Jim Worthington is, once again, claiming to be an innocent victim.
In a recent lawsuit filed in Bucks County, the Newtown man and owner of the Newtown Athletic Club said he’s a blameless victim and is being unfairly attacked by Ashley Ehasz, a Democrat running against Congressman Brian Fitzpatrick in the race to represent PA01. The suit, filed by attorney, Geoffrey P. Johnson, says Worthington, who founded People4Trump, had nothing to do with renting the People4Trump buses that went to Washington on January 6, 2021 to hear then President Donald J. Trump make his final speech to his devoted followers. In the lawsuit, found here, Worthington alleges he was slandered, defamed, and libeled by Ehasz. He claims that she has used her website, campaign materials and speeches to defame him.
The law firm representing Worthington is a giant in defending politicians who have been defamed, and its principle has addressed the Philadelphia Bar Association Bench Bar Conference on SLAPP lawsuits. SLAPP stands for a Strategic Lawsuit Against Public Participation and is central to First Amendment rights of free speech, especially against public figures. Worthington is asking $50,000 in real damages and punitive damages.

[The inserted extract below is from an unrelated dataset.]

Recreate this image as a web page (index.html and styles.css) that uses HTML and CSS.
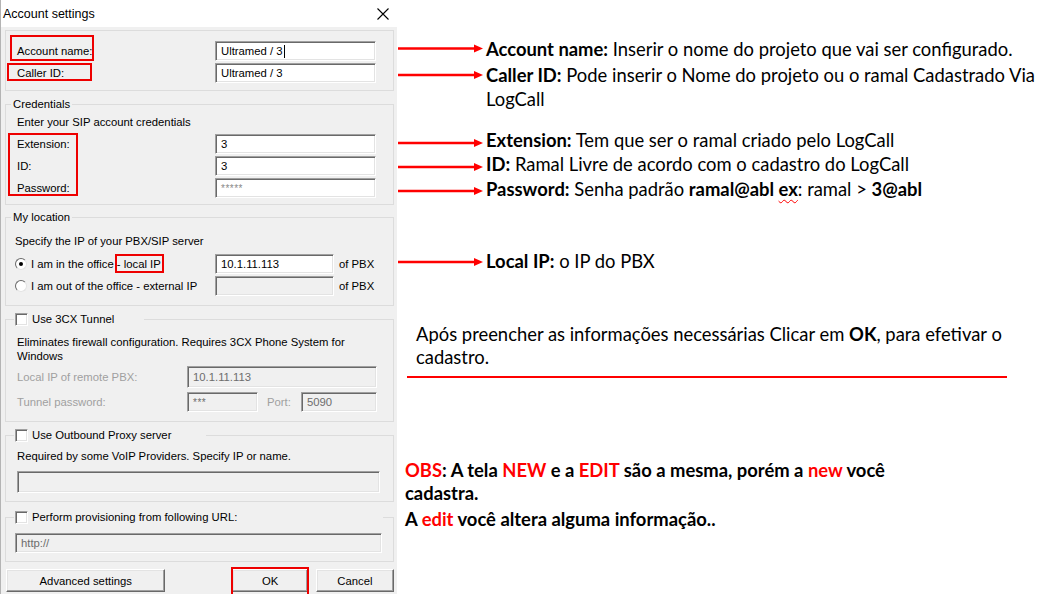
FILE: index.html
```html
<!DOCTYPE html>
<html lang="pt">
<head>
    <meta charset="UTF-8">
    <title>Account settings</title>
    <link rel="stylesheet" href="styles.css">
</head>
<body>
<div class="page">
    <div class="dialog">
        <div class="titlebar">
            <span class="title">Account settings</span>
            <svg class="close" width="12" height="12" viewBox="0 0 12 12"><path d="M0.5 0.5 L11.5 11.5 M11.5 0.5 L0.5 11.5" stroke="#000" stroke-width="1.1" fill="none"/></svg>
        </div>

        <div class="dialog-body">
            <fieldset class="group g-account">
                <div class="rows">
                    <span class="lbl mark mark-account">Account name:</span>
                    <div class="field">Ultramed / 3<span class="caret"></span></div>
                    <span class="lbl mark mark-caller">Caller ID:</span>
                    <div class="field">Ultramed / 3</div>
                </div>
            </fieldset>

            <fieldset class="group g-cred">
                <legend>Credentials</legend>
                <p class="hint">Enter your SIP account credentials</p>
                <div class="rows">
                    <span class="lbl mark mark-cred">Extension:</span>
                    <div class="field">3</div>
                    <span class="lbl">ID:</span>
                    <div class="field">3</div>
                    <span class="lbl">Password:</span>
                    <div class="field stars">*****</div>
                </div>
            </fieldset>

            <fieldset class="group g-loc">
                <legend>My location</legend>
                <p class="hint">Specify the IP of your PBX/SIP server</p>
                <div class="loc-rows">
                    <span class="opt"><span class="radio checked"></span>I am in the office <span class="mark mark-ip">- local IP</span></span>
                    <div class="field">10.1.11.113</div>
                    <span class="suffix">of PBX</span>
                    <span class="opt"><span class="radio"></span>I am out of the office - external IP</span>
                    <div class="field off"></div>
                    <span class="suffix">of PBX</span>
                </div>
            </fieldset>

            <fieldset class="group g-tunnel">
                <legend><span class="check"></span>Use 3CX Tunnel</legend>
                <p class="hint two">Eliminates firewall configuration. Requires 3CX Phone System for Windows</p>
                <div class="tunnel-rows">
                    <span class="lbl dim">Local IP of remote PBX:</span>
                    <div class="field off wide">10.1.11.113</div>
                    <span class="lbl dim">Tunnel password:</span>
                    <div class="field off short stars">***</div>
                    <span class="lbl dim port">Port:</span>
                    <div class="field off port-field">5090</div>
                </div>
            </fieldset>

            <fieldset class="group g-proxy">
                <legend><span class="check"></span>Use Outbound Proxy server</legend>
                <p class="hint">Required by some VoIP Providers. Specify IP or name.</p>
                <div class="field off full"></div>
            </fieldset>

            <fieldset class="group g-prov">
                <legend><span class="check"></span>Perform provisioning from following URL:</legend>
                <div class="field off full url">http://</div>
            </fieldset>

            <div class="buttons">
                <button class="btn btn-adv">Advanced settings</button>
                <button class="btn btn-ok mark mark-ok">OK</button>
                <button class="btn btn-cancel">Cancel</button>
            </div>
        </div>
    </div>

    <div class="notes">
        <div class="note n1">
            <svg class="arrow" width="85" height="24" viewBox="0 0 85 24"><line x1="0" y1="11.5" x2="78" y2="11.5" stroke="#f00" stroke-width="2.4"/><path d="M76 7.5 L85 11.5 L76 15.5 Z" fill="#f00"/></svg>
            <p><b>Account name:</b> Inserir o nome do projeto que vai ser configurado.</p>
        </div>
        <div class="note n2">
            <svg class="arrow" width="85" height="24" viewBox="0 0 85 24"><line x1="0" y1="12" x2="78" y2="12" stroke="#f00" stroke-width="2.4"/><path d="M76 8 L85 12 L76 16 Z" fill="#f00"/></svg>
            <p><b>Caller ID:</b> Pode inserir o Nome do projeto ou o ramal Cadastrado Via<br>LogCall</p>
        </div>
        <div class="note n3">
            <svg class="arrow" width="85" height="24" viewBox="0 0 85 24"><line x1="0" y1="15" x2="78" y2="15" stroke="#f00" stroke-width="2.4"/><path d="M76 11 L85 15 L76 19 Z" fill="#f00"/></svg>
            <p><b>Extension:</b> Tem que ser o ramal criado pelo LogCall</p>
        </div>
        <div class="note n4">
            <svg class="arrow" width="85" height="24" viewBox="0 0 85 24"><line x1="0" y1="15" x2="78" y2="15" stroke="#f00" stroke-width="2.4"/><path d="M76 11 L85 15 L76 19 Z" fill="#f00"/></svg>
            <p><b>ID:</b> Ramal Livre de acordo com o cadastro do LogCall</p>
        </div>
        <div class="note n5">
            <svg class="arrow" width="85" height="24" viewBox="0 0 85 24"><line x1="0" y1="14" x2="78" y2="14" stroke="#f00" stroke-width="2.4"/><path d="M76 10 L85 14 L76 18 Z" fill="#f00"/></svg>
            <p><b>Password:</b> Senha padrão <b>ramal@abl <span class="typo">ex</span></b>: ramal &gt; <b>3@abl</b></p>
        </div>
        <div class="note n6">
            <svg class="arrow" width="85" height="24" viewBox="0 0 85 24"><line x1="0" y1="13" x2="78" y2="13" stroke="#f00" stroke-width="2.4"/><path d="M76 9 L85 13 L76 17 Z" fill="#f00"/></svg>
            <p><b>Local IP:</b> o IP do PBX</p>
        </div>

        <p class="after">Após preencher as informações necessárias Clicar em <b>OK</b>, para efetivar o<br>cadastro.</p>
        <div class="rule"></div>

        <div class="obs">
            <p><span class="red">OBS</span>: A tela <span class="red">NEW</span> e a <span class="red">EDIT</span> são a mesma, porém a <span class="red">new</span> você<br>cadastra.</p>
            <p class="last">A <span class="red">edit</span> você altera alguma informação..</p>
        </div>
    </div>
</div>
</body>
</html>
```

FILE: styles.css
```css
:root {
    --face: #f0f0f0;
    --line: #dcdcdc;
    --shadow: #a0a0a0;
    --dark: #696969;
    --light: #e3e3e3;
    --mark: #ee0000;
    --red: #ff0000;
}

body {
    margin: 0;
    background: #fff;
    font-family: 'Liberation Sans', Arial, sans-serif;
    color: #000;
}

.page {
    display: flex;
    align-items: flex-start;
    width: 1055px;
    height: 594px;
    overflow: hidden;
}

/* ---- dialog ---- */

.dialog {
    flex: none;
    width: 397px;
    height: 594px;
    box-sizing: border-box;
    background: var(--face);
    border-left: 1px solid #b4b4b4;
}

.titlebar {
    height: 27px;
    background: #fff;
    display: flex;
    align-items: center;
    justify-content: space-between;
    padding: 0 8px 0 2px;
    font-size: 12.5px;
}

.close {
    margin-top: 1px;
}

.dialog-body {
    padding: 3px 3px 0 4px;
    font-size: 11.3px;
}

.group {
    --pad: 11px;
    margin: 7px 0 0;
    padding: 0 0 8px 0;
    border: 1px solid var(--line);
    min-width: 0;
    position: relative;
}

.group > :not(legend) {
    margin-left: var(--pad);
}

.group legend {
    padding: 0 2px;
    margin-left: 5px;
    line-height: 13px;
    display: flex;
    align-items: center;
    white-space: nowrap;
}

.hint {
    margin: 0;
    line-height: 13px;
}

.rows {
    display: grid;
    grid-template-columns: 198px 161px;
    row-gap: 2px;
    align-items: center;
}

.lbl {
    position: relative;
    line-height: 13px;
}

.field {
    height: 20px;
    box-sizing: border-box;
    background: #fff;
    border: 1px solid;
    border-color: var(--shadow) #fff #fff var(--shadow);
    box-shadow: inset 1px 1px 0 var(--dark), inset -1px -1px 0 var(--light);
    padding: 0 5px;
    display: flex;
    align-items: center;
    white-space: nowrap;
}

.field.off {
    background: var(--face);
    color: #6d6d6d;
}

.stars {
    color: #8a8a8a;
    font-size: 10px;
    letter-spacing: 0.5px;
}

.caret {
    display: inline-block;
    width: 1px;
    height: 13px;
    background: #000;
    margin-left: 1px;
}

.g-account {
    margin-top: 0;
    padding-top: 10px;
    padding-bottom: 7px;
}

.g-cred {
    margin-top: 7px;
    padding-top: 5px;
    padding-bottom: 6px;
}

.g-cred .rows {
    margin-top: 5px;
}

.g-loc {
    --pad: 9px;
    margin-top: 6px;
    padding-top: 11px;
    padding-bottom: 9px;
}

.loc-rows {
    margin-top: 6px;
    display: grid;
    grid-template-columns: 195px 119px auto;
    column-gap: 5px;
    row-gap: 2px;
    align-items: center;
}

.opt {
    display: flex;
    align-items: center;
    white-space: pre;
}

.radio {
    width: 12px;
    height: 12px;
    box-sizing: border-box;
    border-radius: 50%;
    background: #fff;
    border: 1px solid;
    border-color: var(--dark) var(--light) var(--light) var(--dark);
    margin-right: 4px;
    position: relative;
}

.radio.checked::after {
    content: "";
    position: absolute;
    left: 3px;
    top: 3px;
    width: 4px;
    height: 4px;
    border-radius: 50%;
    background: #000;
}

.check {
    flex: none;
    width: 13px;
    height: 13px;
    box-sizing: border-box;
    background: #fff;
    border: 1px solid;
    border-color: var(--shadow) #fff #fff var(--shadow);
    box-shadow: inset 1px 1px 0 var(--dark), inset -1px -1px 0 var(--light);
    margin-right: 4px;
}

.g-tunnel legend,
.g-proxy legend,
.g-prov legend {
    margin-left: 8px;
    padding: 0 30px 0 1px;
}

.g-proxy legend {
    padding-right: 35px;
}

.g-prov legend {
    padding-right: 146px;
}

.g-tunnel {
    padding-top: 9px;
    padding-bottom: 9px;
}

.hint.two {
    line-height: 14px;
    width: 340px;
}

.dim {
    color: #a0a0a0;
}

.tunnel-rows {
    margin-top: 3px;
    display: grid;
    grid-template-columns: 170px 71px 43px 76px;
    grid-template-rows: 22px 20px;
    row-gap: 4px;
    align-items: center;
}

.tunnel-rows .wide {
    grid-column: 2 / 5;
    height: 22px;
}

.port {
    padding-left: 9px;
}

.g-proxy {
    padding: 8px 13px 8px 0;
}

.g-proxy .full {
    margin-top: 8px;
    height: 22px;
}

.g-prov {
    --pad: 9px;
    margin-top: 9px;
    padding: 9px 0 8px 0;
}

.url {
    height: 20px;
    margin-right: 11px;
}

.buttons {
    display: flex;
    margin-top: 7px;
}

.btn {
    font: inherit;
    height: 23px;
    background: var(--face);
    border: 1px solid;
    border-color: #fff var(--dark) var(--dark) #fff;
    box-shadow: inset -1px -1px 0 var(--shadow), inset 1px 1px 0 var(--light);
    padding: 0;
    color: #000;
}

.btn-adv {
    width: 161px;
    margin-left: 1px;
}

.btn-ok {
    width: 76px;
    margin-left: 67px;
}

.btn-cancel {
    width: 79px;
    margin-left: 8px;
}

/* red highlight boxes drawn over the dialog */

.mark {
    position: relative;
}

.mark::after {
    content: "";
    position: absolute;
    border: 2px solid var(--mark);
}

.mark-account::after {
    left: -7px;
    top: -10px;
    width: 80px;
    height: 22px;
}

.mark-caller::after {
    left: -10px;
    top: -4px;
    width: 81px;
    height: 14px;
}

.mark-cred::after {
    left: -9px;
    top: -5px;
    width: 66px;
    height: 59px;
}

.mark-ip::after {
    left: -2px;
    top: -4px;
    right: -3px;
    bottom: -3px;
}

.mark-ok::after {
    left: -2px;
    top: -3px;
    width: 74px;
    height: 30px;
}

/* ---- annotations ---- */

.notes {
    flex: 1;
    padding-top: 37px;
    font-family: Lato, 'Liberation Sans', sans-serif;
    font-size: 18.4px;
    color: #000;
}

.notes p {
    margin: 0;
}

.note {
    display: flex;
    align-items: flex-start;
    line-height: 24px;
}

.arrow {
    flex: none;
    margin-left: 1px;
    margin-right: 3px;
}

.n2 { margin-top: 2px; }
.n3 { margin-top: 17px; }
.n5 { margin-top: 1px; }
.n6 { margin-top: 48px; }

.typo {
    text-decoration: underline wavy var(--red);
    text-decoration-thickness: 1px;
    text-underline-offset: 3px;
}

.after {
    margin: 50px 0 0 19px !important;
    line-height: 23px;
}

.rule {
    margin: 7px 0 0 10px;
    width: 600px;
    height: 2px;
    background: var(--red);
}

.obs {
    margin: 81px 0 0 8px;
    font-weight: bold;
    line-height: 23px;
}

.obs .last {
    margin-top: 3px;
}

.red {
    color: var(--red);
}
```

Ehasz has responded by asking Helen Lawless from Kline & Specter and Daniel Ceisler from Saltz Mongeluzzi & Bendesky to defend her. Both will be working pro bono, and believe other lawyers will join their team. Ceisler’s defense of Ehasz is that everything she has said “is fundamentally true.”
“Jim Worthington sponsored and organized a trip to the Jan. 6 ‘Stop the Steal’ rally,’” Ceisler said.
The result hinges on whether January 6 could be termed an insurrection or a riot, a distinction that Lawless and Ceisler feel is important to their case, and whether Worthington is a public figure or perhaps a “private figure” criticized on matters of “public concern.”
Worthington has sued another person for defamation over the January 6 riot or insurrection. Greg Bullough started a petition on Moveon.org that stated “Newtown Athletic Club in Pennsylvania’s owner sponsored and organized three bus-loads of people to participate in what became the January 6th shameful riot and insurgency in Washington DC,” and urged organizations to cut their ties to the NAC.
Bullough was sued by Worthington a year ago.